O papel do Estado na região

Há ainda os benefícios indiretos. No projeto de pavimentação da BR-163, por exemplo, estima-se que a obra terá influência em 1,2 milhão de quilômetros quadrados, quase 15% do território brasileiro. Essa imensa área abriga hoje 1,8 milhão de habitantes em 71 municípios. Além de beneficiar a população que vive às margens da rodovia, ao melhorar o escoamento da produção agrícola, a obra teria um impacto positivo que ultrapassa os limites regionais. Na região do São Francisco, o governo declarou como de utilidade pública uma faixa de 2,5 quilômetros de cada lado dos canais, e o Incra está fazendo o levantamento da estrutura fundiária para fins de reforma agrária. Com isso, estão proibidas a venda e a compra dessas áreas.

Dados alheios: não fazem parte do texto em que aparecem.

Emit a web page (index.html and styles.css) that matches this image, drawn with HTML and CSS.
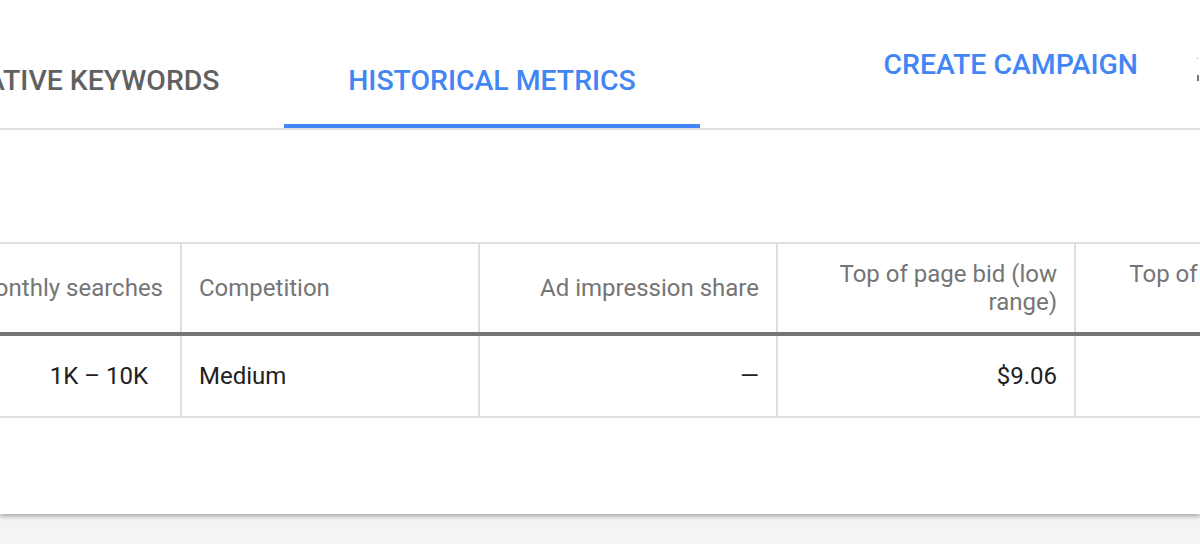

O plano também implicaria em alargar o papel do Estado na região, com a criação de novas estatais. A primeira seria uma nova subsidiária da Companhia Hidrelétrica do São Francisco, para operar e manter o sistema de canais. Depois, seriam necessárias empresas para cuidar da distribuição e repartir a água conforme o uso: irrigação, indústria e consumo humano. No Ceará, já existe a Companhia de Gestão de Recursos Hídricos, criada quando Ciro Gomes era governador. Embora o Brasil tenha a maior disponibilidade de água doce do planeta, o país ainda não conseguiu superar as dificuldades decorrentes da distribuição desigual das reservas. Enquanto a Amazônia concentra 70% da água doce do país e apenas 10% da população nacional, o Nordeste dispõe de 3% da água para abastecer 30% dos brasileiros. Se não bastam outros argumentos a favor do plano, essa distribuição desigual já é suficiente para se sustentar a urgência da transposição das águas do São Francisco.